Hi, I'm looking for tips and advice.
I work in an SME selling professional services (outsourced facilities management, fleet management, etc.). I am a manager with only the owner of the business above me. He is a very hands-off boss and absolutely hates being drawn into anything practical - very much a blue-sky-thinking-on-the-golf-course kinda guy. I am the final escalations point for the business simply because there just isn't anyone else to do it. The MD doesn't really show his face in the office, and when I have been to him with issues in the past he makes it clear he thinks less of me for asking for help and will do anything to get out of it.
I am starting to dread coming to work because of the amount of complaints coming my way. My team are hardworking, intelligent people who often don't do anything wrong, but it's the nature of my company's business that sometimes issues arise which cause clients huge difficulties and when we can't immediately solve the problem, the clients lose their shit - which gets escalated to me.
I like my job, for the most part, but the anxiety I am feeling about these complaints is starting to become really hard to manage. I think I am good at my job, but this is a real stumbling block for me. I don't feel like I get any support from above, so I can't escalate upwards. However, my team are brilliant and already overstretched: I can't leave them to flounder either.

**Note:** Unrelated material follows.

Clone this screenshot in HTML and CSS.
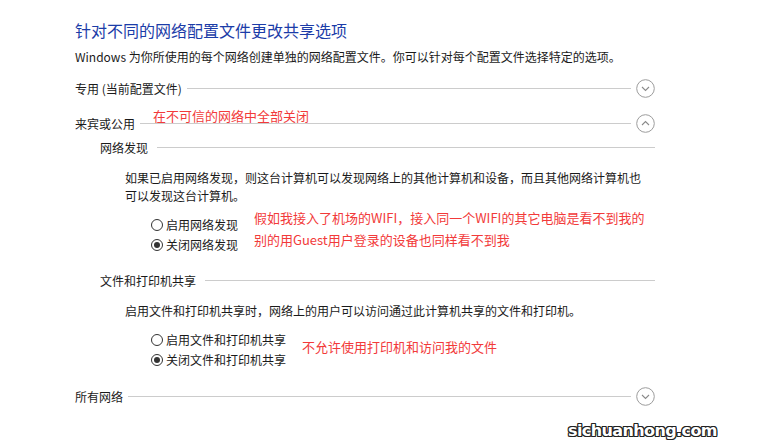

Sometimes the clients can be extremely rude and overbearing. It can get personal at times, and they can be relentless with their emails/calls/demands for immediate resolutions. The dread I get when I hear that "ping" of an email landing or Teams ringing is getting unbearable. During a call or a meeting I find my voice shaking and breaking, I go bright red, sweaty and get completely flustered - I am obviously nervous - which doesn't help when I'm trying to be authoritative. I've found that I'm working really long hours and thinking/worrying about the complaints even when I'm not working.
Can anyone give me some practical tips on calming myself down and dealing with the bubble in my stomach?! Likewise, any tried and tested one-liners to use to tell clients to politely f-off?
NB - I am looking for other work but well-paid, fully flexible jobs in my sector are like unicorn poo, so I am likely to be here for the foreseeable!